- EXERCISE BRIEF:
Each line that holds the word "page" counts once; report how many lines do so and nothing else.

== INPUT DATA

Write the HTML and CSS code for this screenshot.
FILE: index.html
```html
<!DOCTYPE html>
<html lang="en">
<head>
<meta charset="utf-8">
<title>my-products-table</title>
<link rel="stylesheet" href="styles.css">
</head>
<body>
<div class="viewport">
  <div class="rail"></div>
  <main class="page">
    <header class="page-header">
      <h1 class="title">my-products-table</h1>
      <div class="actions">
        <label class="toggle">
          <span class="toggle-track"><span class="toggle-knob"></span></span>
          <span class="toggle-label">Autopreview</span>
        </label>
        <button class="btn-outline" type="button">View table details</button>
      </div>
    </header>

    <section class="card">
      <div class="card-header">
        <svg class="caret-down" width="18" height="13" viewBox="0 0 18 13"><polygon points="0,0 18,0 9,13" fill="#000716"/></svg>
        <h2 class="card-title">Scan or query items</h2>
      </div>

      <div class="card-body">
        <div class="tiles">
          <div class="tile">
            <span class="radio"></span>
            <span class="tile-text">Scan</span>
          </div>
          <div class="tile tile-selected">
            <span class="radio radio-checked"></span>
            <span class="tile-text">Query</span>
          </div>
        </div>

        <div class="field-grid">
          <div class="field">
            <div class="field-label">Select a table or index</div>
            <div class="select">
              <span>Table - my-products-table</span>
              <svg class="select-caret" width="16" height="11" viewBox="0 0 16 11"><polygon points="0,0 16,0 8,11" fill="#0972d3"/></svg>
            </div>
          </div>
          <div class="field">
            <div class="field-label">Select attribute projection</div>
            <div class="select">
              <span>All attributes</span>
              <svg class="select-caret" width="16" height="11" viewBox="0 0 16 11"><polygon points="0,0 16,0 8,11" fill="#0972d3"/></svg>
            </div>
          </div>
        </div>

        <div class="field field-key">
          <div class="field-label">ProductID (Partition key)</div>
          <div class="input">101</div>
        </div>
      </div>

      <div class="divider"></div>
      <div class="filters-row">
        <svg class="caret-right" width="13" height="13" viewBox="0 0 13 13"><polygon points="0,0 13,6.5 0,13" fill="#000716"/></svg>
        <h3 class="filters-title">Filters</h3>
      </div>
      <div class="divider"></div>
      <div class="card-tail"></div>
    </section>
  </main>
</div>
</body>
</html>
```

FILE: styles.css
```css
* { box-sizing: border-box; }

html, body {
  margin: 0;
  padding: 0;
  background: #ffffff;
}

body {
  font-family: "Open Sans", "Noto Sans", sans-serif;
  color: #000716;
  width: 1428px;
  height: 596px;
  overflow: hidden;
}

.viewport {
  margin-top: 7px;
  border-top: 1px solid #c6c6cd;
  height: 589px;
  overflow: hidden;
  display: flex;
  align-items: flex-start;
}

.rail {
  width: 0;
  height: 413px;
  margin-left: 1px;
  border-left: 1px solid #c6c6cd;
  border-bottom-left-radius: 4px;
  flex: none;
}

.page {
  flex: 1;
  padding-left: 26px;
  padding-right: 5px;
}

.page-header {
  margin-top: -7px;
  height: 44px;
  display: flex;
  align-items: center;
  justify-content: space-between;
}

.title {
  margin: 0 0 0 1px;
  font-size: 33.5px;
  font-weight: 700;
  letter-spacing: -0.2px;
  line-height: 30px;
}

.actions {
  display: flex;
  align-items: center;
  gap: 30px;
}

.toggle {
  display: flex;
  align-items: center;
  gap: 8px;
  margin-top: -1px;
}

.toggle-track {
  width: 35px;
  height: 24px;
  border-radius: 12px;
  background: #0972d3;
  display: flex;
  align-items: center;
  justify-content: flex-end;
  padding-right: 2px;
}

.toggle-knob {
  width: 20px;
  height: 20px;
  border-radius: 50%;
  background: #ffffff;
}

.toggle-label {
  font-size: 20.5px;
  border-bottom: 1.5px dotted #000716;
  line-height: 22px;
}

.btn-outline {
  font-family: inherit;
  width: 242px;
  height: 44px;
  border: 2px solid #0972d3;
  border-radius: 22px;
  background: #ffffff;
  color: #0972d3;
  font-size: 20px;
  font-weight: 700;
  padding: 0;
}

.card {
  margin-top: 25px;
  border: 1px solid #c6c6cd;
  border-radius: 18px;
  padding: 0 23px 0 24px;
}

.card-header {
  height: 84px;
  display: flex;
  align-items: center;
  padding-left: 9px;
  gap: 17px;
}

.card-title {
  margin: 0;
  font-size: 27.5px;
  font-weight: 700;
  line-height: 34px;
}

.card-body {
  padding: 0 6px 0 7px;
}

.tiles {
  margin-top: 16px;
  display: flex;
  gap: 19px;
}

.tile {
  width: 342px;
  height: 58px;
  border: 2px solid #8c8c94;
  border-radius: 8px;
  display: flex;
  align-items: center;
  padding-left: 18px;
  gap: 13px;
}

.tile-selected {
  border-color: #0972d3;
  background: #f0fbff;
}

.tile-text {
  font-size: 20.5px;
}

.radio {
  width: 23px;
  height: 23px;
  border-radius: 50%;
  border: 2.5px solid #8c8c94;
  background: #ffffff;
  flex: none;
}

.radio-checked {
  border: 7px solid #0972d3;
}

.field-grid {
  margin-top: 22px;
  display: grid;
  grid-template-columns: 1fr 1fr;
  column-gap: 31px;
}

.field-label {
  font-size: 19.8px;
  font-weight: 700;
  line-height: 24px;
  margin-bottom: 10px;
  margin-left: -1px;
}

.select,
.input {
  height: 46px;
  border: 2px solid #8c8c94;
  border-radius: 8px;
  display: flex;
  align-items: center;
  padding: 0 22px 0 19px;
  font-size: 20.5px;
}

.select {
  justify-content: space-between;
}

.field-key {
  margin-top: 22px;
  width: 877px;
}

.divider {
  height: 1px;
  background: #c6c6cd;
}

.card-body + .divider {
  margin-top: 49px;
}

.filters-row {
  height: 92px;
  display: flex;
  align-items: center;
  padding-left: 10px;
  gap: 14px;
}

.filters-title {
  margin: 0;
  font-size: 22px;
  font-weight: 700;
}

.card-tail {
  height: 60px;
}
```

====
== INPUT DATA

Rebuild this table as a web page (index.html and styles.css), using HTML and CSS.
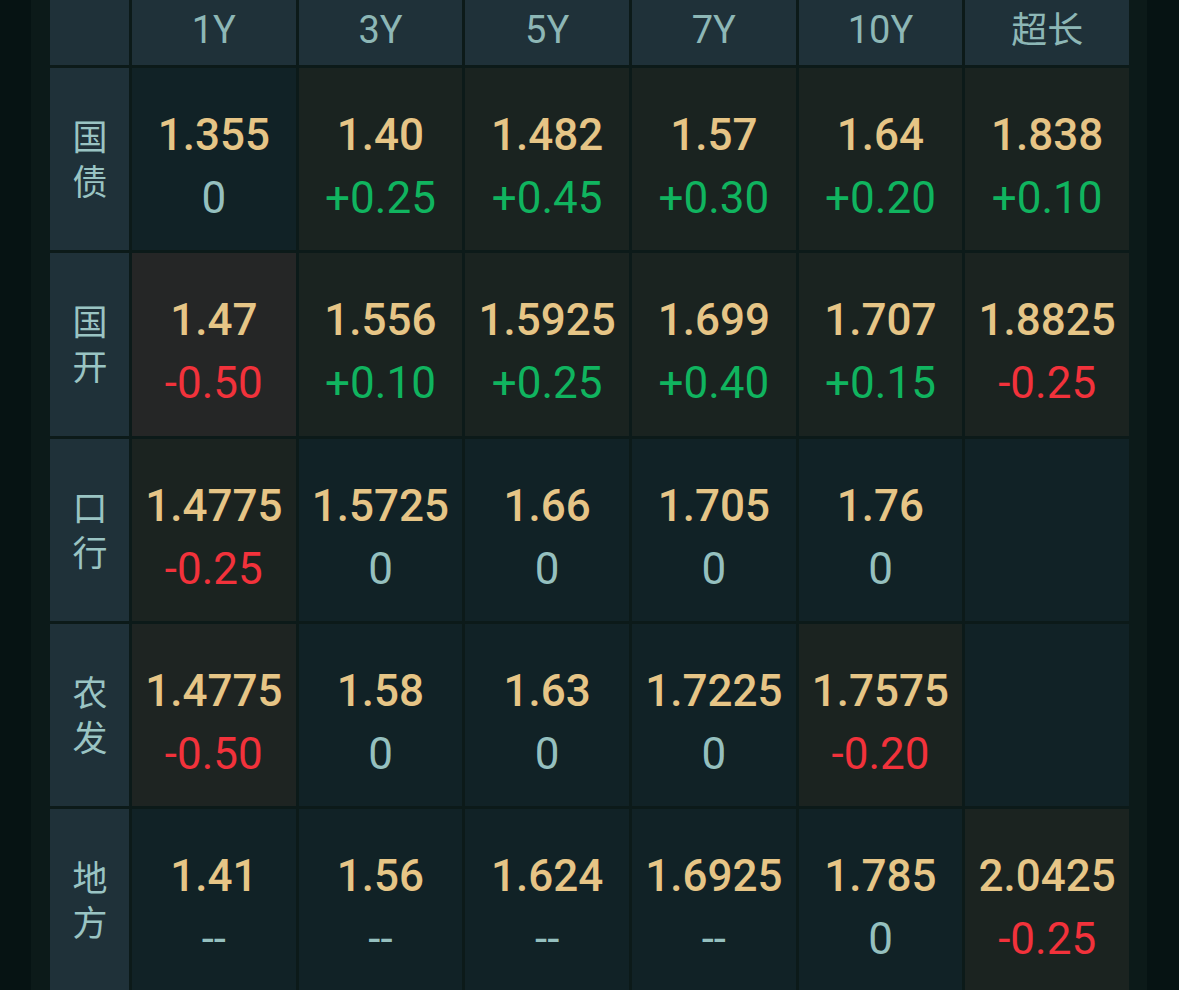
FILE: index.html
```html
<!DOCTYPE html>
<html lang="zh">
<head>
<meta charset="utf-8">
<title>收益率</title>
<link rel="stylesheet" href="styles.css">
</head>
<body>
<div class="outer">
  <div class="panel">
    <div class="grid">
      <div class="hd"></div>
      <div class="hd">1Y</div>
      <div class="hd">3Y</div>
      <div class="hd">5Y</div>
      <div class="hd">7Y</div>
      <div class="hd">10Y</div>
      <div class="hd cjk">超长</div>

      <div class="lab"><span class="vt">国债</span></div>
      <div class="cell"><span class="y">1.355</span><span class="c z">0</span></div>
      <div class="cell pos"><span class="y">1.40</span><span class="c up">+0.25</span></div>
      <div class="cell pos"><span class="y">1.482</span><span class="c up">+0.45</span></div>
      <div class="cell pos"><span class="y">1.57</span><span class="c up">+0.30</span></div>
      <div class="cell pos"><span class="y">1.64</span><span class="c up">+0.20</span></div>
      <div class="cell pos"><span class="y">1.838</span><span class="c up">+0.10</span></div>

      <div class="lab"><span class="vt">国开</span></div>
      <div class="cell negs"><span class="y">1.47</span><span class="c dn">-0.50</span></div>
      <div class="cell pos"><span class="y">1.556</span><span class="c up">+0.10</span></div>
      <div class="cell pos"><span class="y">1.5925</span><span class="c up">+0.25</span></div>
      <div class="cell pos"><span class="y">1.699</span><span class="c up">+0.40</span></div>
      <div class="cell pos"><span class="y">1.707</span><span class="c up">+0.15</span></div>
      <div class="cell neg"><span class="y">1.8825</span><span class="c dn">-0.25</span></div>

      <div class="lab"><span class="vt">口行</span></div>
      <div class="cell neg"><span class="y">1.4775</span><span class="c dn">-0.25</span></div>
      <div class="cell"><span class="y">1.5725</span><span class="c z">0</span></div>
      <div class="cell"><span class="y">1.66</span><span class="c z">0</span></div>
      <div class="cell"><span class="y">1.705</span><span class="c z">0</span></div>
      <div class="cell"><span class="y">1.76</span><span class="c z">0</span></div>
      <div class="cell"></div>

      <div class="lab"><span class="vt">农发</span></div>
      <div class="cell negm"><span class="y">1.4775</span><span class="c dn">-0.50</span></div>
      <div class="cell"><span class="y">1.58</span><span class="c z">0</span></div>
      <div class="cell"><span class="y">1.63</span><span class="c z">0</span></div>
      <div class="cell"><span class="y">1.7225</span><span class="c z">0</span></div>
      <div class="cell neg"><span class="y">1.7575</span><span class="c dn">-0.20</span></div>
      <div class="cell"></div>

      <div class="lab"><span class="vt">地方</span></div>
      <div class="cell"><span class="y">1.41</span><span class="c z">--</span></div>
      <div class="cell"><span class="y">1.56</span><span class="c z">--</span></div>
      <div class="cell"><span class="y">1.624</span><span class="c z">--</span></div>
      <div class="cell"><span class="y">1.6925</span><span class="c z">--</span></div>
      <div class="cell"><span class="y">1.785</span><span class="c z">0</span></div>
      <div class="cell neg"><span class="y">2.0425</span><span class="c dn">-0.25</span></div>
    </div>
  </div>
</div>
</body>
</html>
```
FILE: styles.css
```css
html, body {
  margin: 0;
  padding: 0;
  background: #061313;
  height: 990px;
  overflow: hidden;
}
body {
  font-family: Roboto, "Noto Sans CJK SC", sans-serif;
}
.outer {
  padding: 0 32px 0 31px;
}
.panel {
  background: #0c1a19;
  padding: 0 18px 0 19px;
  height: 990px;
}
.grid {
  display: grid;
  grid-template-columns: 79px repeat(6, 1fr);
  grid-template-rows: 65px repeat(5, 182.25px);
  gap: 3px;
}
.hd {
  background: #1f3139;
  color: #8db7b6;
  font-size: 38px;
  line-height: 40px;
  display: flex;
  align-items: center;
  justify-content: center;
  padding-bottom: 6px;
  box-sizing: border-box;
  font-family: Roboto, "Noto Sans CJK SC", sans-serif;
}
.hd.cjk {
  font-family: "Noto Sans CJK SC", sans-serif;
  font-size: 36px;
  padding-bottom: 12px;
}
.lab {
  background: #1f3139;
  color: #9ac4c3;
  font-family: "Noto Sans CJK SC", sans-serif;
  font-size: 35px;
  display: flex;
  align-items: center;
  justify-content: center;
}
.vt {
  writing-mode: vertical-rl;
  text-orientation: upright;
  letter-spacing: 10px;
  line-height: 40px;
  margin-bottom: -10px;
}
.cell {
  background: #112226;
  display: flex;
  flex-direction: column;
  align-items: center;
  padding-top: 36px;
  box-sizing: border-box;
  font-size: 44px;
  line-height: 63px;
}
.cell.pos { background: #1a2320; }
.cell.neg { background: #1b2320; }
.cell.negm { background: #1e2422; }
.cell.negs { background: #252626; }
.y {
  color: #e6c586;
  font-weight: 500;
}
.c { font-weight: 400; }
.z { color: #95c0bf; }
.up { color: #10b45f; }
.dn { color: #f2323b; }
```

====
== INPUT DATA

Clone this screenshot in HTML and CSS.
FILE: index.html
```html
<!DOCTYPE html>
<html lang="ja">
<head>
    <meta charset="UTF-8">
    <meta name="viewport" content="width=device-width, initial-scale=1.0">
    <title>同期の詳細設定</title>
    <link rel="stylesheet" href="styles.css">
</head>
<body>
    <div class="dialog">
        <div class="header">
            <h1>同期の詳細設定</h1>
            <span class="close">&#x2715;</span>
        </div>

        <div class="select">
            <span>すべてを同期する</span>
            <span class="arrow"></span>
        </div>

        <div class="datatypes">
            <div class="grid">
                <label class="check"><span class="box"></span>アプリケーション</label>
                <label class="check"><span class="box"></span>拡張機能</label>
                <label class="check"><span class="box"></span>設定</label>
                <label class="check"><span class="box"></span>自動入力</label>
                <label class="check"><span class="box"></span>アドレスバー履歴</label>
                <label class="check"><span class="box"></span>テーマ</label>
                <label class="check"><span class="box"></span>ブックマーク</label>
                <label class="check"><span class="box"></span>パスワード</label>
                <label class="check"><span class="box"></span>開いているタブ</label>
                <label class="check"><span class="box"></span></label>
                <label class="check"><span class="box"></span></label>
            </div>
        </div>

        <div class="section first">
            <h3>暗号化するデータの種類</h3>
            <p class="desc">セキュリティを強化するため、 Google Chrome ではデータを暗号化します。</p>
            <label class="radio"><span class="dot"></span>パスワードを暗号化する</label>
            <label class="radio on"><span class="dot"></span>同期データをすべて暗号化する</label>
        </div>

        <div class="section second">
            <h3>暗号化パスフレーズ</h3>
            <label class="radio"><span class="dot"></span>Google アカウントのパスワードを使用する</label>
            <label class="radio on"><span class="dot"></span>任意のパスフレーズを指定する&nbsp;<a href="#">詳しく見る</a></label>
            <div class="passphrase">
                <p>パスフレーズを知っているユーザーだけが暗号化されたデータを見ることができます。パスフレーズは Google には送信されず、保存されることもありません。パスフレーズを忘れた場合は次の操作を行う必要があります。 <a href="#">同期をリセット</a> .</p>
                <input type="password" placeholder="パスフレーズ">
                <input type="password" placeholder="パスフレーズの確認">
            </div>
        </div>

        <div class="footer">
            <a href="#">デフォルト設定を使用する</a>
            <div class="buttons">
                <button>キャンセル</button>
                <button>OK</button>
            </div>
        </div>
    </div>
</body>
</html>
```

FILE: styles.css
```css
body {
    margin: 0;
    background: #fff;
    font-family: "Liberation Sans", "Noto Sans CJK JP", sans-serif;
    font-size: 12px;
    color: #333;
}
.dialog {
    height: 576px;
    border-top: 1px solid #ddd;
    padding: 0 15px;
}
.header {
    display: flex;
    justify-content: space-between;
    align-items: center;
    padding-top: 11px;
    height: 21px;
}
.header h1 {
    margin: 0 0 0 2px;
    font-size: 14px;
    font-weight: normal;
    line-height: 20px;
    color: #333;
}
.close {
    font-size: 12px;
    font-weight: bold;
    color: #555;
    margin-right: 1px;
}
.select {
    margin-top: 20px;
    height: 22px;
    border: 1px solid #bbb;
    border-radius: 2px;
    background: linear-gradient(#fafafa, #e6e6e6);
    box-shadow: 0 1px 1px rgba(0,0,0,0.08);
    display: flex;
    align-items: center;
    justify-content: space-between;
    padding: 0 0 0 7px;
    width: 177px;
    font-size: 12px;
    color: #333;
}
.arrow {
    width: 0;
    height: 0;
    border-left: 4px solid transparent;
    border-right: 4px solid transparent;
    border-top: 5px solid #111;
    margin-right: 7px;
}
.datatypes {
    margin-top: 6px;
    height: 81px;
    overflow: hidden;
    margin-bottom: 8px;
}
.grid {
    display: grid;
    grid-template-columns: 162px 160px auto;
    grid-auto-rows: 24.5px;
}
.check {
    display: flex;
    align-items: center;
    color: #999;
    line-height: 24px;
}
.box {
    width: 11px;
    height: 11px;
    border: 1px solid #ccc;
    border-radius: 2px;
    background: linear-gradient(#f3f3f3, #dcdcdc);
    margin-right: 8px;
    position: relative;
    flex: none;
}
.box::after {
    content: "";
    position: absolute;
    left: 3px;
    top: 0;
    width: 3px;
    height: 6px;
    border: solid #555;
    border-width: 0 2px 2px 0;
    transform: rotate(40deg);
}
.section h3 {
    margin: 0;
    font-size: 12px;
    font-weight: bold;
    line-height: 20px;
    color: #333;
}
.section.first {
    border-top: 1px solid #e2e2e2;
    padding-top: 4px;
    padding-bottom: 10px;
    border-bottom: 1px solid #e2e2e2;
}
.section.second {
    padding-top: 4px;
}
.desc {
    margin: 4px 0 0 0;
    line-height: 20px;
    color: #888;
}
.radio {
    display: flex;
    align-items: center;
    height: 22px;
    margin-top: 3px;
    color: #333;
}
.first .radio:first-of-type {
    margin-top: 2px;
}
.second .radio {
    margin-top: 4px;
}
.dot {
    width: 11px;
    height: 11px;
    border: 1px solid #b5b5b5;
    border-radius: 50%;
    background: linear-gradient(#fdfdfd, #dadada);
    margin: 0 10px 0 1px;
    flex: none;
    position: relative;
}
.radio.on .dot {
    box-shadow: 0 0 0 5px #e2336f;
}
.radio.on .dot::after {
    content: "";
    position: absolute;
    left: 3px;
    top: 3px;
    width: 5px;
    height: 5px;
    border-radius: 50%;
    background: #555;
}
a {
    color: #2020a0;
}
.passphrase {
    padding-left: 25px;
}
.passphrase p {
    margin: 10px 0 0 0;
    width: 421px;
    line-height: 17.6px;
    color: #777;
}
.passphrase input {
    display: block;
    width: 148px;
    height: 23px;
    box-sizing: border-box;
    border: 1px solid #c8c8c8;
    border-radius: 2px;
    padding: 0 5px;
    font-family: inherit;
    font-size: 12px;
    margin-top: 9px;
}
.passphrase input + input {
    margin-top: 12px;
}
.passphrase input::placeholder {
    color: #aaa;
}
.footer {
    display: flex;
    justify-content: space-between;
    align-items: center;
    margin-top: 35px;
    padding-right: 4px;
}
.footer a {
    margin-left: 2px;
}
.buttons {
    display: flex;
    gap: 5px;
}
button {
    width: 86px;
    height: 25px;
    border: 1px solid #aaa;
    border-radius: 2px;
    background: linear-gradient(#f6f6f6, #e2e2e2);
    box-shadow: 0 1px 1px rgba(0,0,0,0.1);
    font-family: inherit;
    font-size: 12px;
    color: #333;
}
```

====

- WRITTEN ANSWER:
5